O presidente da Câmara, Hugo Motta, elevou o tom ao acusar o governo de criar um ambiente de “nós contra eles”, após a derrota do Executivo na votação do decreto do IOF. No entanto, fontes do governo apontam que o primeiro ataque partiu do próprio Congresso, que tem demonstrado disposição constante para impor derrotas ao governo em votações estratégicas.

No campo econômico, o Bradesco reconhece que o risco fiscal ainda é relevante, mas avalia que há melhora na percepção externa em relação ao Brasil. A combinação de dólar mais baixo, inflação em queda e juros mais controlados contribui para um cenário mais otimista. A previsão de inflação para 2026 é de 3,8%, dentro do intervalo da meta.

Diante do quadro, especialistas argumentam que não há razões econômicas objetivas para o ambiente político de confrontação. O verdadeiro desafio está na formulação de uma agenda de responsabilidade fiscal que seja viável politicamente.
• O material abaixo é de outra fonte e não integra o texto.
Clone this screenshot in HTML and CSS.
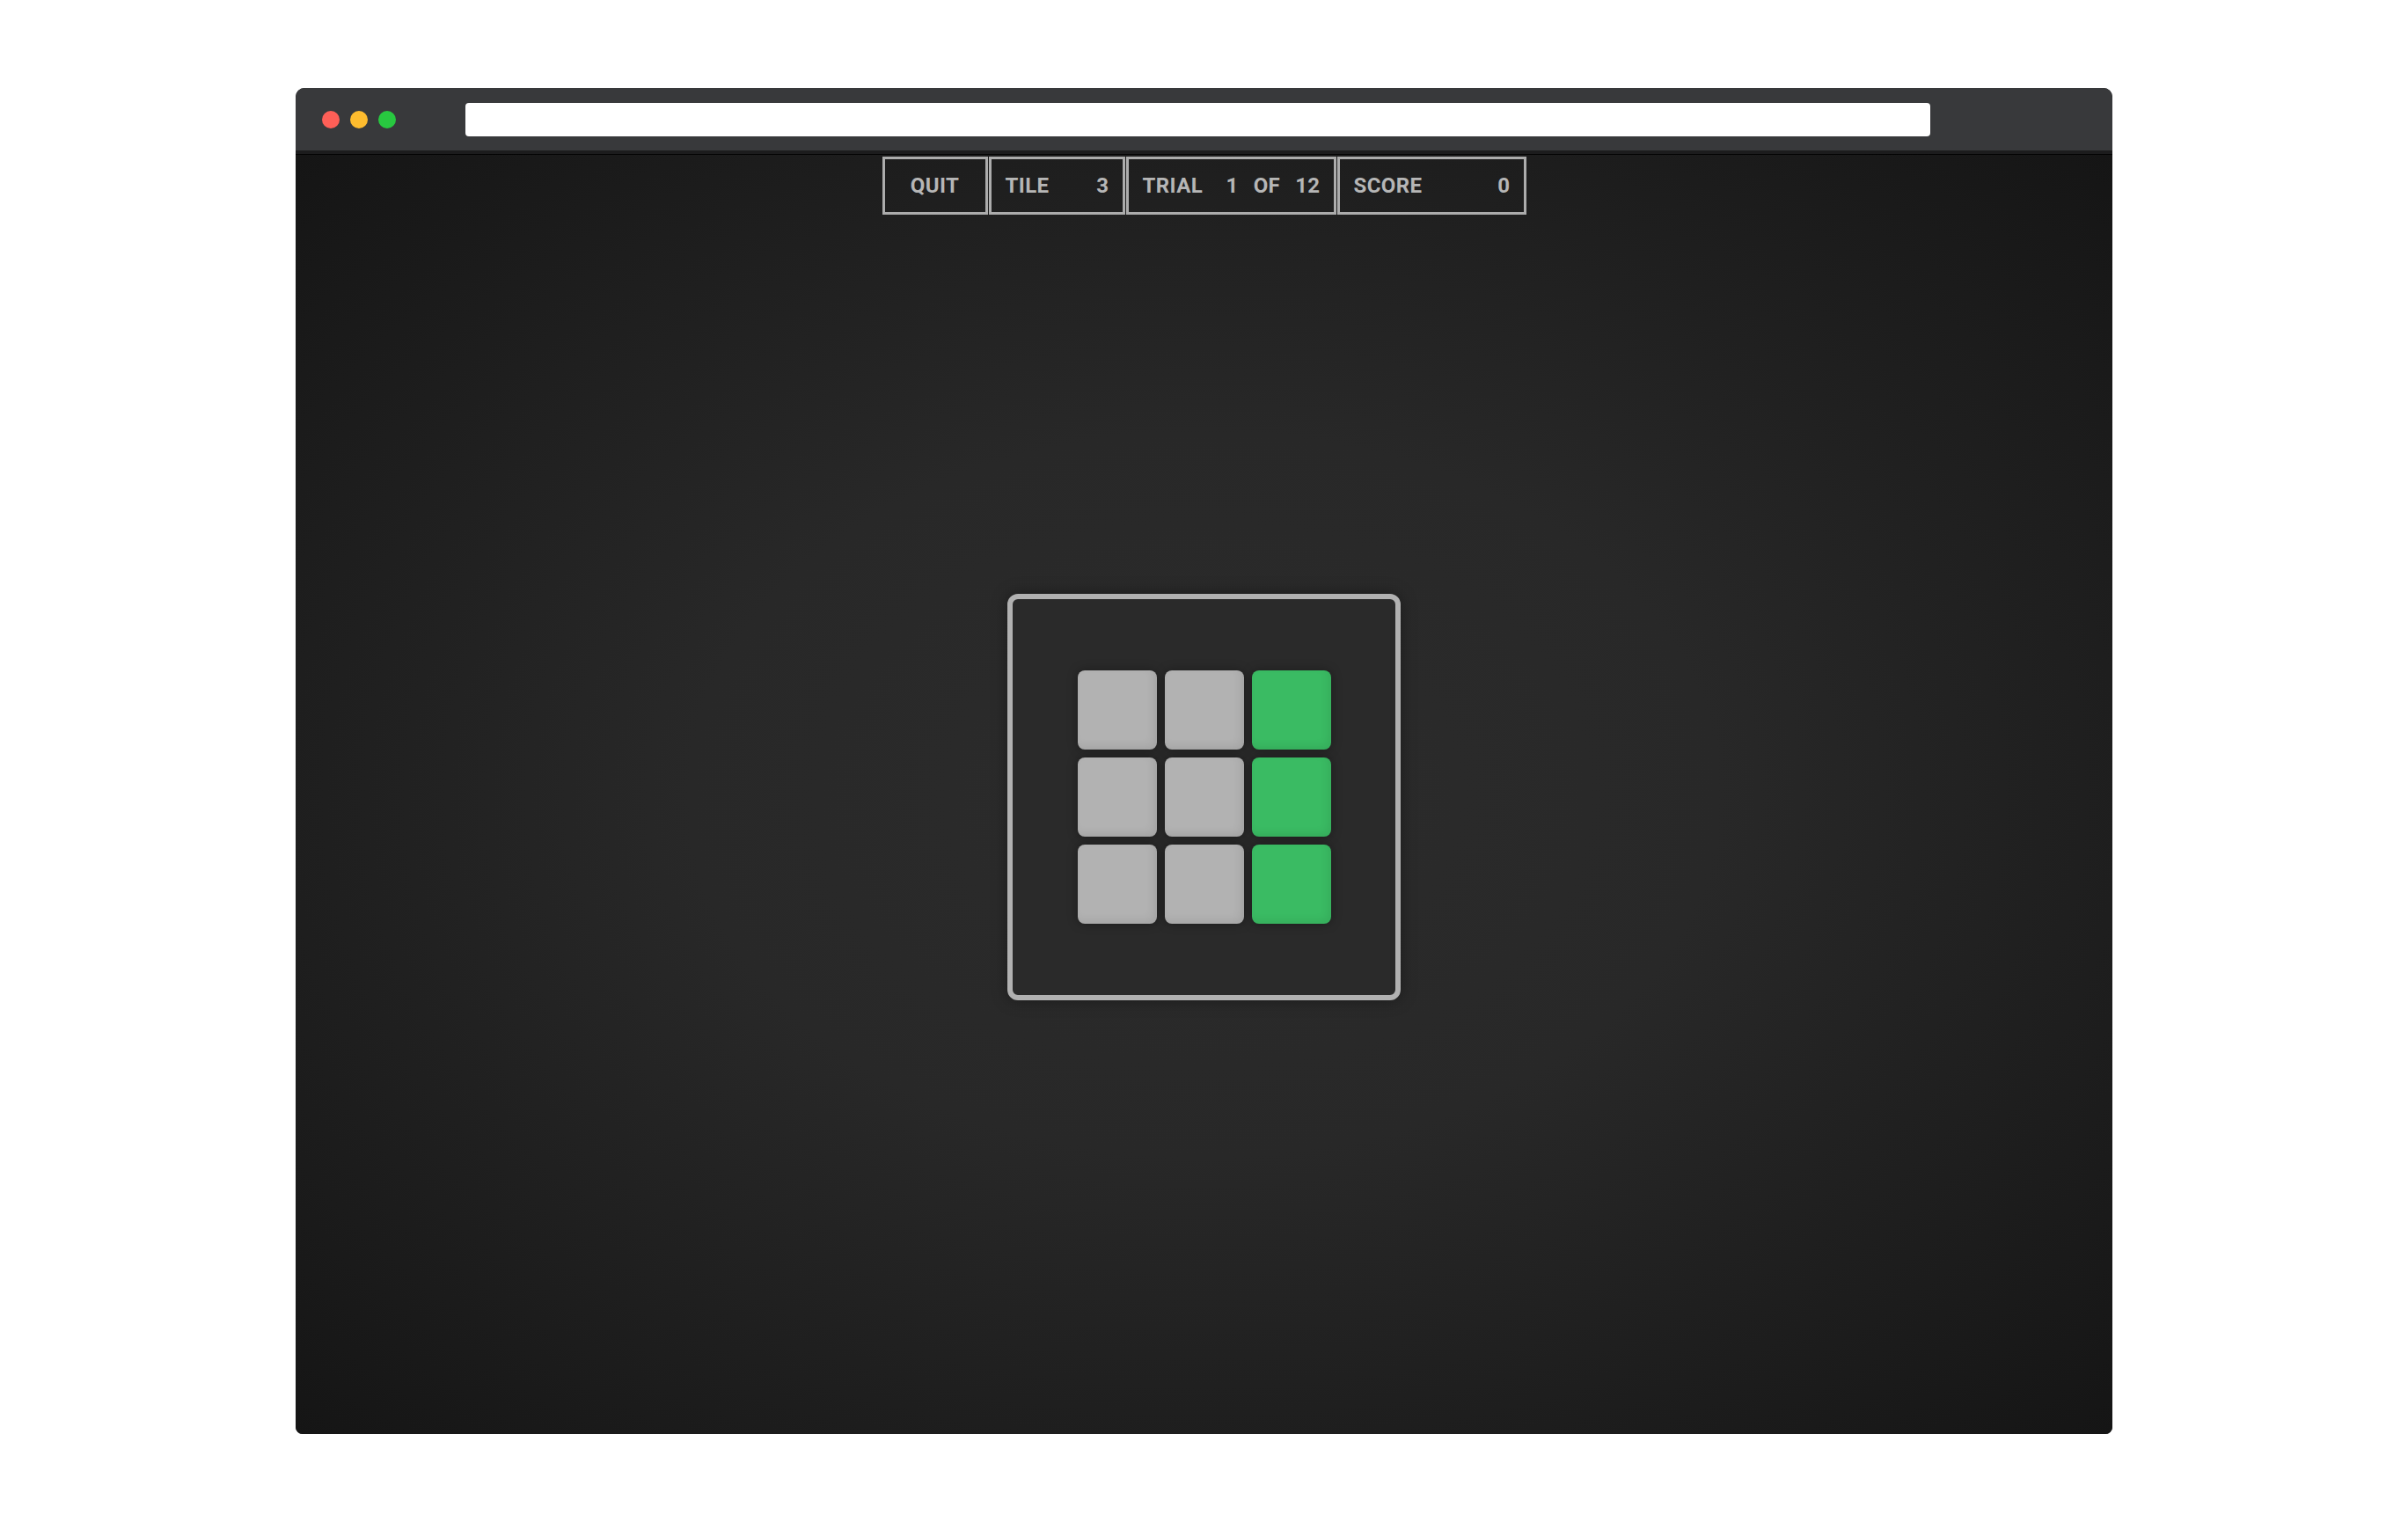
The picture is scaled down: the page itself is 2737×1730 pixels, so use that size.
FILE: index.html
```html
<!DOCTYPE html>
<html lang="en">
<head>
<meta charset="utf-8">
<title>Tile Memory</title>
<link rel="stylesheet" href="styles.css">
</head>
<body>
<div class="window">
  <div class="titlebar">
    <div class="lights">
      <span class="light red"></span>
      <span class="light yellow"></span>
      <span class="light green"></span>
    </div>
    <div class="address"></div>
  </div>
  <div class="divider"></div>
  <main class="content">
    <nav class="toolbar">
      <div class="cell quit">QUIT</div>
      <div class="cell tile"><span>TILE</span><span>3</span></div>
      <div class="cell trial"><span>TRIAL</span><span class="count"><span>1</span><span>OF</span><span>12</span></span></div>
      <div class="cell score"><span>SCORE</span><span>0</span></div>
    </nav>
    <section class="stage">
      <div class="board">
        <div class="grid">
          <div class="sq"></div><div class="sq"></div><div class="sq on"></div>
          <div class="sq"></div><div class="sq"></div><div class="sq on"></div>
          <div class="sq"></div><div class="sq"></div><div class="sq on"></div>
        </div>
      </div>
    </section>
    <div class="spacer"></div>
  </main>
</div>
</body>
</html>
```

FILE: styles.css
```css
* { box-sizing: border-box; }
html, body { margin: 0; padding: 0; background: #ffffff; }
body { padding-top: 100px; font-family: Roboto, "Liberation Sans", sans-serif; }

.window {
  width: 2065px;
  height: 1530px;
  margin: 0 auto;
  border-radius: 10px 10px 8px 8px;
  overflow: hidden;
  display: flex;
  flex-direction: column;
  background: #1a1a1a;
}

.titlebar {
  height: 71px;
  background: #38393b;
  display: flex;
  align-items: center;
  padding-left: 30px;
}
.lights { display: flex; gap: 12px; width: 163px; }
.light { width: 20px; height: 20px; border-radius: 50%; display: block; }
.red { background: #fe5f57; }
.yellow { background: #febc2e; }
.green { background: #28c840; }
.address {
  width: 1665px;
  height: 38px;
  background: #ffffff;
  border-radius: 4px;
  margin-top: 1px;
}

.divider {
  height: 5px;
  background: linear-gradient(#1c1c1d 0 4px, #030303 4px 5px);
}

.content {
  flex: 1;
  display: grid;
  grid-template-rows: 68px 1fr 62px;
  background: radial-gradient(ellipse farthest-corner at 50% 50%, #2c2c2c 0%, #282828 40%, #151515 100%);
}

.toolbar {
  display: flex;
  justify-content: center;
  gap: 1px;
  padding-top: 2px;
}
.cell {
  height: 66px;
  border: 3px solid #acacac;
  display: flex;
  align-items: center;
  justify-content: space-between;
  padding: 0 15px 0 16px;
  color: #b6b6b6;
  font-size: 24px;
  font-weight: 700;
  letter-spacing: 0.4px;
}
.quit { width: 120px; justify-content: center; padding: 0; }
.tile { width: 155px; }
.trial { width: 239px; }
.score { width: 215px; }
.count { display: flex; gap: 17px; }

.stage {
  display: flex;
  align-items: center;
  justify-content: center;
}
.board {
  width: 447px;
  height: 462px;
  border: 6px solid #b1b1b1;
  border-radius: 12px;
  display: flex;
  align-items: center;
  justify-content: center;
  background: #2a2a2a;
  box-shadow: 0 0 18px rgba(0,0,0,0.35);
}
.grid {
  display: grid;
  grid-template-columns: repeat(3, 90px);
  grid-template-rows: repeat(3, 90px);
  gap: 9px;
}
.sq {
  border-radius: 8px;
  background: #b2b2b2;
  box-shadow: inset -4px -4px 10px rgba(0,0,0,0.07), 0 0 12px rgba(0,0,0,0.35);
}
.sq.on { background: #3abb63; }
```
Isso passa por reformas estruturais, como o fim da indexação de despesas, mas enfrenta barreiras no Legislativo, que se recusa até a discutir medidas de impacto mais limitado.

Como a história já mostrou — com o sucesso do Plano Real em meio a um ano eleitoral e um governo curto — reformas profundas podem ser feitas em qualquer contexto. Resta ao atual governo decidir se terá coragem e estratégia para iniciar esse caminho, mesmo que os frutos sejam colhidos por uma futura administração.

O Brasil, afinal, precisa mais de responsabilidade institucional do que de vencedores momentâneos em batalhas políticas.